Il suo Licata ed il suo Messina negli anni 80 sono squadre di cui, ancora oggi, si parla. Non per i risultati ottenuti, ma per lo stile di gioco che aveva entusiasmato la gente e che aveva comunicato qualcosa allo spettatore neutrale. Il picco massimo Zeman lo ha raggiunto negli anni 90. Il suo Foggia dei miracoli ha ottenuto due noni ed un undicesimo posto con giocatori sconosciuti lanciati con grande coraggio al calcio dei massimi livelli. Credo tutt'oggi però che la miglior stagione di Zeman, in carriera, sia stata il 1994-95, quando la sua Lazio arrivò seconda dietro la Juventus di Lippi in campionato. Si narra che Berlusconi, nel 1995, deluso dalla finale persa a Vienna dal suo Milan, avesse pensato proprio al boemo per sostituire Capello. Non se ne fece nulla ma la tentazione fu forte. Forse in quel momento Zeman ha commesso l'errore fondamentale della sua carriera, ossia pensare che gli schemi e i principi venissero prima dei giocatori. E così dopo un'altra buona annata alla Lazio ed un'ottima esperienza sulla sponda opposta del Tevere è iniziata la sua lenta caduta negli Inferi. Tanto ha inciso il mancato aggiornamento professionale del boemo. Squadra alta, pressing, fuorigioco e verticalizzazioni sono sempre stati il suo mantra. Nel frattempo però la regola n° 11 del fuorigioco subiva modifiche e nuove interpretazioni. Lui però continuava ad allenare la sua linea difensiva come se nulla fosse.

Dalla fine degli anni 90, per Zeman è iniziato un decadimento professionale senza precedenti. In pratica negli ultimi 20 anni, tolta la salvezza con il Lecce nel 2005 e la promozione in A col Pescara nel 2012, l'allenatore boemo ha raccolto solo risultati insoddisfacenti, esoneri ed una lunghissima serie di delusioni.

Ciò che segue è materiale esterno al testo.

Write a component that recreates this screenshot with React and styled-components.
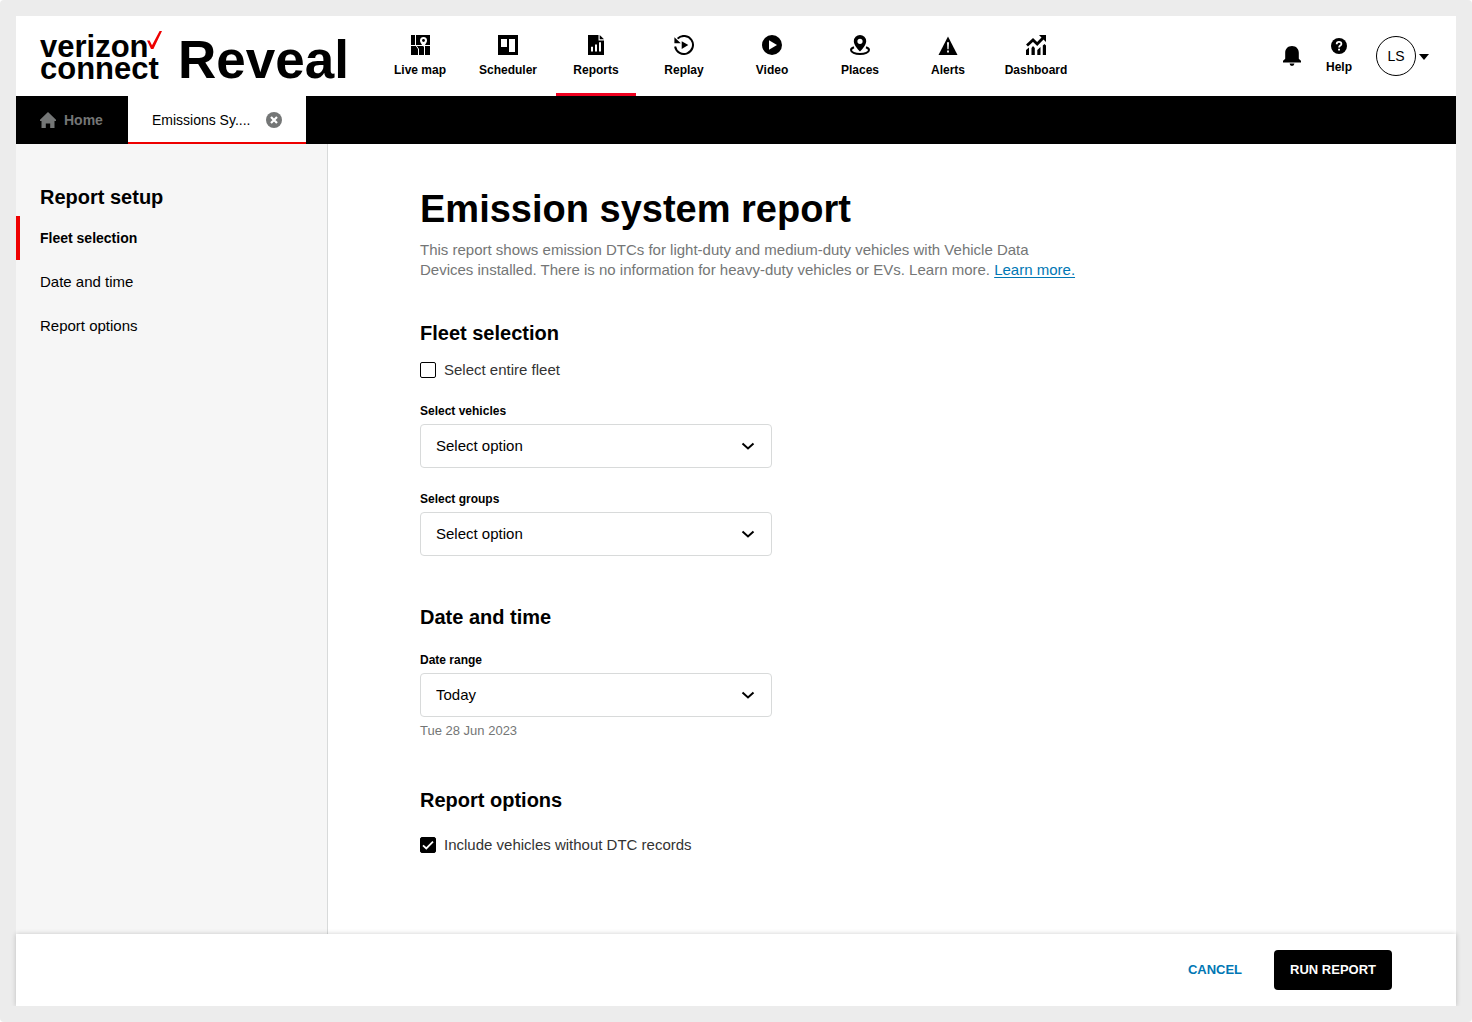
import React, { useState } from "react";
import styled, { createGlobalStyle, css } from "styled-components";

const red = "#ee0000";
const blue = "#0077b4";
const grey = "#747676";

const GlobalStyle = createGlobalStyle`
  *, *::before, *::after { box-sizing: border-box; }
  body {
    margin: 0;
    background: #fff;
    color: #000;
    font-family: "Liberation Sans", Arial, sans-serif;
    font-size: 15px;
    line-height: 20px;
  }
  button, input, select { font: inherit; color: inherit; }
  h1, h2, p { margin: 0; }
  svg { display: block; flex: none; }
`;

const Frame = styled.div`
  min-height: 100vh;
  padding: 16px;
  display: flex;
  flex-direction: column;
  background: #ececec;
  border-radius: 4px;
`;

const Header = styled.header`
  height: 80px;
  flex: none;
  display: flex;
  justify-content: space-between;
  padding: 0 24px;
  background: #fff;
`;

const HeaderStart = styled.div`
  display: flex;
  gap: 28px;
`;

const Logo = styled.a`
  display: flex;
  align-items: center;
  gap: 14px;
  width: 312px;
  flex: none;
  color: #000;
  font-weight: 700;
  text-decoration: none;
`;

const Brand = styled.span`
  position: relative;
  display: flex;
  flex-direction: column;
  width: 124px;
  padding-top: 4px;
  font-size: 31px;
  line-height: 22px;

  svg {
    position: absolute;
    top: -1px;
    right: 1px;
  }
`;

const Product = styled.span`
  padding-top: 8px;
  font-size: 53px;
  line-height: 56px;
`;

const Nav = styled.nav`
  display: flex;
  gap: 8px;
`;

const NavLink = styled.a`
  width: 80px;
  padding-top: 19px;
  display: flex;
  flex-direction: column;
  align-items: center;
  gap: 7px;
  border-bottom: 3px solid ${(p) => (p.$active ? "#f0001f" : "transparent")};
  color: #000;
  font-size: 12px;
  font-weight: 700;
  line-height: 16px;
  text-decoration: none;
  white-space: nowrap;
`;

const HeaderEnd = styled.div`
  display: flex;
  align-items: center;
  gap: 24px;
`;

const plainButton = css`
  padding: 0;
  border: 0;
  background: none;
  cursor: pointer;
`;

const IconButton = styled.button`
  ${plainButton}
  display: flex;
  flex-direction: column;
  align-items: center;
  gap: 5px;
  font-size: 12px;
  font-weight: 700;
  line-height: 16px;
`;

const Account = styled.button`
  ${plainButton}
  display: flex;
  align-items: center;
`;

const Avatar = styled.span`
  width: 40px;
  height: 40px;
  display: grid;
  place-items: center;
  border: 1px solid #000;
  border-radius: 50%;
  font-size: 14px;
`;

const TabBar = styled.nav`
  height: 48px;
  flex: none;
  display: flex;
  background: #000;
  font-size: 14px;
`;

const HomeTab = styled.a`
  display: flex;
  align-items: center;
  gap: 8px;
  padding: 0 25px 0 24px;
  color: ${grey};
  font-weight: 700;
  text-decoration: none;
`;

const Tab = styled.div`
  display: flex;
  align-items: center;
  gap: 16px;
  padding: 2px 24px 0;
  border-bottom: 2px solid ${red};
  background: #fff;

  a { color: inherit; text-decoration: none; }
`;

const Body = styled.div`
  flex: 1;
  display: flex;
`;

const Sidebar = styled.aside`
  width: 312px;
  flex: none;
  padding-top: 41px;
  border-right: 1px solid #d8dada;
  background: #f6f6f6;
`;

const Heading = styled.h2`
  font-size: 20px;
  line-height: 24px;
`;

const SideHeading = styled(Heading)`
  padding: 0 24px;
  margin-bottom: 7px;
`;

const SideLink = styled.a`
  height: 44px;
  display: flex;
  align-items: center;
  padding: 0 20px;
  border-left: 4px solid ${(p) => (p.$active ? red : "transparent")};
  color: #000;
  font-size: ${(p) => (p.$active ? 14 : 15)}px;
  font-weight: ${(p) => (p.$active ? 700 : 400)};
  text-decoration: none;
`;

const Main = styled.main`
  flex: 1;
  min-width: 0;
  padding: 41px 92px 64px;
  background: #fff;
`;

const Title = styled.h1`
  margin-bottom: 7px;
  font-size: 38px;
  line-height: 48px;
`;

const Intro = styled.p`
  max-width: 656px;
  color: ${grey};

  a {
    color: ${blue};
    text-underline-offset: 2px;
    text-decoration-thickness: 1px;
  }
`;

const Section = styled.section`
  margin-top: ${(p) => p.$gap || 49}px;
`;

const CheckLabel = styled.label`
  display: flex;
  align-items: center;
  gap: 8px;
  margin-top: ${(p) => p.$gap}px;
  color: #333;
`;

const CheckBox = styled.span`
  display: grid;

  > * { grid-area: 1 / 1; }
  svg { pointer-events: none; }
`;

const CheckInput = styled.input`
  appearance: none;
  width: 16px;
  height: 16px;
  margin: 0;
  border: 1px solid #000;
  border-radius: 2px;
  background: #fff;

  &:checked { background: #000; }
`;

const Field = styled.div`
  width: 352px;
  max-width: 100%;
  margin-top: 23px;
  display: flex;
  flex-direction: column;
`;

const FieldLabel = styled.label`
  margin-bottom: 5px;
  font-size: 12px;
  font-weight: 700;
  line-height: 16px;
`;

const SelectBox = styled.span`
  display: grid;
  align-items: center;

  > * { grid-area: 1 / 1; }
  svg {
    justify-self: end;
    margin-right: 16px;
    pointer-events: none;
  }
`;

const Select = styled.select`
  appearance: none;
  width: 100%;
  height: 44px;
  padding: 0 40px 0 15px;
  border: 1px solid #d8dada;
  border-radius: 4px;
  background: #fff;
`;

const Hint = styled.p`
  margin-top: 6px;
  color: ${grey};
  font-size: 13px;
  line-height: 16px;
`;

const Footer = styled.footer`
  position: relative;
  height: 72px;
  flex: none;
  display: flex;
  align-items: center;
  justify-content: flex-end;
  gap: 16px;
  padding: 0 64px;
  background: #fff;
  box-shadow: 0 0 5px rgba(0, 0, 0, 0.2);
  clip-path: inset(-8px -8px 0 -8px);
`;

const Action = styled.button`
  height: 40px;
  padding: 0 16px;
  border: 0;
  border-radius: 4px;
  background: ${(p) => (p.$primary ? "#000" : "transparent")};
  color: ${(p) => (p.$primary ? "#fff" : blue)};
  font-size: 13px;
  font-weight: 700;
  cursor: pointer;
`;

const Icon = ({ size = 20, children }) => (
  <svg width={size} height={size} viewBox={`0 0 ${size} ${size}`} aria-hidden="true">
    {children}
  </svg>
);

const MapIcon = () => (
  <Icon>
    <path d="M1 0h19v20H1z" />
    <path d="M5.500 0v10.500M1 10.500h5l2.500 3.500v6M6 10.500h14M14.500 10.500V20" stroke="#fff" fill="none" />
    <path d="M13.500 2a3.500 3.500 0 0 0-3.500 3.500c0 2.400 3.500 6.300 3.500 6.300s3.500-3.900 3.500-6.300A3.500 3.500 0 0 0 13.500 2z" fill="#fff" />
    <circle cx="13.500" cy="5.500" r="1.400" />
  </Icon>
);

const SchedulerIcon = () => (
  <Icon>
    <path fillRule="evenodd" d="M0 0h20v20H0zM3 4v8h6V4zM11 4v13h6V4z" />
  </Icon>
);

const ReportsIcon = () => (
  <Icon>
    <path d="M2 0h10.500v5.500H18V20H2z" />
    <path d="M13.700 0 18 4.300h-4.300z" />
    <path d="M6 11.800v4.700M10 9.500v7M14 7.200v9.300" stroke="#fff" strokeWidth="2" />
  </Icon>
);

const ReplayIcon = () => (
  <Icon>
    <path d="M3.600 3.600A9 9 0 1 1 1.100 11.500" fill="none" stroke="#000" strokeWidth="2" />
    <path d="M.4 2.200 6.800 8.200H.4zM7.700 6.200l6.600 3.900-6.600 3.900z" />
  </Icon>
);

const VideoIcon = () => (
  <Icon>
    <circle cx="10" cy="10" r="10" />
    <path d="M7 5.200v9.600l8-4.800z" fill="#fff" />
  </Icon>
);

const PlacesIcon = () => (
  <Icon>
    <path
      fillRule="evenodd"
      d="M10 0a6.200 6.200 0 0 0-6.200 6.200C3.800 10.500 10 16.500 10 16.500s6.200-6 6.200-10.300A6.200 6.200 0 0 0 10 0zm0 3.700a2.600 2.600 0 1 1 0 5.200 2.600 2.600 0 0 1 0-5.200z"
    />
    <path
      d="M4 12.300c-1.800.7-3 1.500-3 2.600C1 17.200 5 19 10 19s9-1.800 9-4.100c0-1.100-1.200-1.900-3-2.600"
      fill="none"
      stroke="#000"
      strokeWidth="2"
    />
  </Icon>
);

const AlertsIcon = () => (
  <Icon>
    <path d="M10 1.500 19.500 20H.5z" />
    <path d="M9 7.200h2l-.4 7H9.400zM9.100 15.600h1.800v1.800H9.100z" fill="#fff" />
  </Icon>
);

const DashboardIcon = () => (
  <Icon>
    <path d="M1 10.500 7 5l4.200 4L17 3" fill="none" stroke="#000" strokeWidth="2.800" />
    <path d="M13 0h7v7zM0 15l3-2.500V20H0zM5.500 13 7 11l1.800 2v7H5.500zM11.300 15l3.200-3v8h-3.200zM16.800 10.500 18.500 9l1.500 1.500V20h-3.200z" />
  </Icon>
);

const BellIcon = () => (
  <Icon>
    <path d="M10 0C5.800 0 3.200 2.800 3.200 6.800v6L1.500 14.500H1v2h18v-2h-.5l-1.700-1.700v-6C16.800 2.800 14.200 0 10 0zM7.600 17.500h4.800a2.400 2.400 0 0 1-4.800 0z" />
  </Icon>
);

const HelpIcon = () => (
  <Icon size={16}>
    <circle cx="8" cy="8" r="8" />
    <path d="M5.700 6.200C5.700 4.600 6.700 3.900 8 3.900s2.400.7 2.400 2c0 1.600-2.300 1.700-2.300 3.500" fill="none" stroke="#fff" strokeWidth="1.800" />
    <path d="M7.100 10.700h1.900v1.800H7.100z" fill="#fff" />
  </Icon>
);

const HomeIcon = () => (
  <Icon size={16}>
    <path d="M8 0 0 7.700V9h1.500v7h4.300v-4.500h4.400V16h4.300V9H16V7.700z" fill={grey} />
  </Icon>
);

const CloseIcon = () => (
  <Icon size={16}>
    <circle cx="8" cy="8" r="8" fill={grey} />
    <path d="m5 5 6 6M11 5l-6 6" stroke="#fff" strokeWidth="2.200" />
  </Icon>
);

const navItems = [
  ["Live map", MapIcon],
  ["Scheduler", SchedulerIcon],
  ["Reports", ReportsIcon],
  ["Replay", ReplayIcon],
  ["Video", VideoIcon],
  ["Places", PlacesIcon],
  ["Alerts", AlertsIcon],
  ["Dashboard", DashboardIcon],
];

const steps = [
  ["Fleet selection", "fleet"],
  ["Date and time", "date"],
  ["Report options", "options"],
];

function SelectField({ id, label, option, hint }) {
  return (
    <Field>
      <FieldLabel htmlFor={id}>{label}</FieldLabel>
      <SelectBox>
        <Select id={id}>
          <option>{option}</option>
        </Select>
        <Icon size={16}>
          <path d="m2.500 5.500 5.500 5 5.500-5" fill="none" stroke="#000" strokeWidth="2" />
        </Icon>
      </SelectBox>
      {hint && <Hint>{hint}</Hint>}
    </Field>
  );
}

function CheckField({ label, initial, gap }) {
  const [checked, setChecked] = useState(initial);
  return (
    <CheckLabel $gap={gap}>
      <CheckBox>
        <CheckInput type="checkbox" checked={checked} onChange={(e) => setChecked(e.target.checked)} />
        {checked && (
          <Icon size={16}>
            <path d="m3 8.300 3.300 3.200L13 4.700" fill="none" stroke="#fff" strokeWidth="1.800" />
          </Icon>
        )}
      </CheckBox>
      {label}
    </CheckLabel>
  );
}

export default function App() {
  return (
    <>
      <GlobalStyle />
      <Frame>
        <Header>
          <HeaderStart>
            <Logo href="#home">
              <Brand>
                <span>verizon</span>
                <span>connect</span>
                <svg width="16" height="18" viewBox="0 0 16 18" aria-hidden="true">
                  <path d="M0 9.500h2.600L5 14.200 12.600 0H15L6.400 18H4z" fill={red} />
                </svg>
              </Brand>
              <Product>Reveal</Product>
            </Logo>
            <Nav aria-label="Main">
              {navItems.map(([label, Glyph]) => (
                <NavLink key={label} href={`#${label}`} $active={label === "Reports"}>
                  <Glyph />
                  {label}
                </NavLink>
              ))}
            </Nav>
          </HeaderStart>
          <HeaderEnd>
            <IconButton aria-label="Notifications">
              <BellIcon />
            </IconButton>
            <IconButton>
              <HelpIcon />
              Help
            </IconButton>
            <Account>
              <Avatar>LS</Avatar>
              <Icon size={16}>
                <path d="M3 6h10l-5 6z" />
              </Icon>
            </Account>
          </HeaderEnd>
        </Header>

        <TabBar aria-label="Open pages">
          <HomeTab href="#home">
            <HomeIcon />
            Home
          </HomeTab>
          <Tab>
            <a href="#emissions">Emissions Sy....</a>
            <IconButton aria-label="Close tab">
              <CloseIcon />
            </IconButton>
          </Tab>
        </TabBar>

        <Body>
          <Sidebar>
            <SideHeading>Report setup</SideHeading>
            <nav aria-label="Report setup">
              {steps.map(([label, id], i) => (
                <SideLink key={id} href={`#${id}`} $active={i === 0}>
                  {label}
                </SideLink>
              ))}
            </nav>
          </Sidebar>
          <Main>
            <Title>Emission system report</Title>
            <Intro>
              This report shows emission DTCs for light-duty and medium-duty vehicles with Vehicle Data
              <br />
              Devices installed. There is no information for heavy-duty vehicles or EVs. Learn more.{" "}
              <a href="#learn-more">Learn more.</a>
            </Intro>

            <Section id="fleet" $gap={41}>
              <Heading>Fleet selection</Heading>
              <CheckField label="Select entire fleet" initial={false} gap={15} />
              <SelectField id="vehicles" label="Select vehicles" option="Select option" />
              <SelectField id="groups" label="Select groups" option="Select option" />
            </Section>

            <Section id="date">
              <Heading>Date and time</Heading>
              <SelectField id="range" label="Date range" option="Today" hint="Tue 28 Jun 2023" />
            </Section>

            <Section id="options">
              <Heading>Report options</Heading>
              <CheckField label="Include vehicles without DTC records" initial gap={23} />
            </Section>
          </Main>
        </Body>

        <Footer>
          <Action>CANCEL</Action>
          <Action $primary>RUN REPORT</Action>
        </Footer>
      </Frame>
    </>
  );
}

Il calcio, secondo la teoria zemaniana, va sempre aggredito. Tuttavia è stato proprio Zeman che, ad un certo punto della sua vita sportiva, ha smesso di aggredirlo non aggiornandosi più e facendo del 4-3-3 un mantra intoccabile e non modificabile. Peccato perchè il primo Zeman è stato uno dei migliori allenatori del calcio italiano. Oggi il boemo si è ridotto a caricatura ingombrante e parossistica di sè stesso, di ciò che è stato e di quella carica innovativa che il calcio del suo Foggia e della sua Lazio seppero trasmettere ad un paese intero.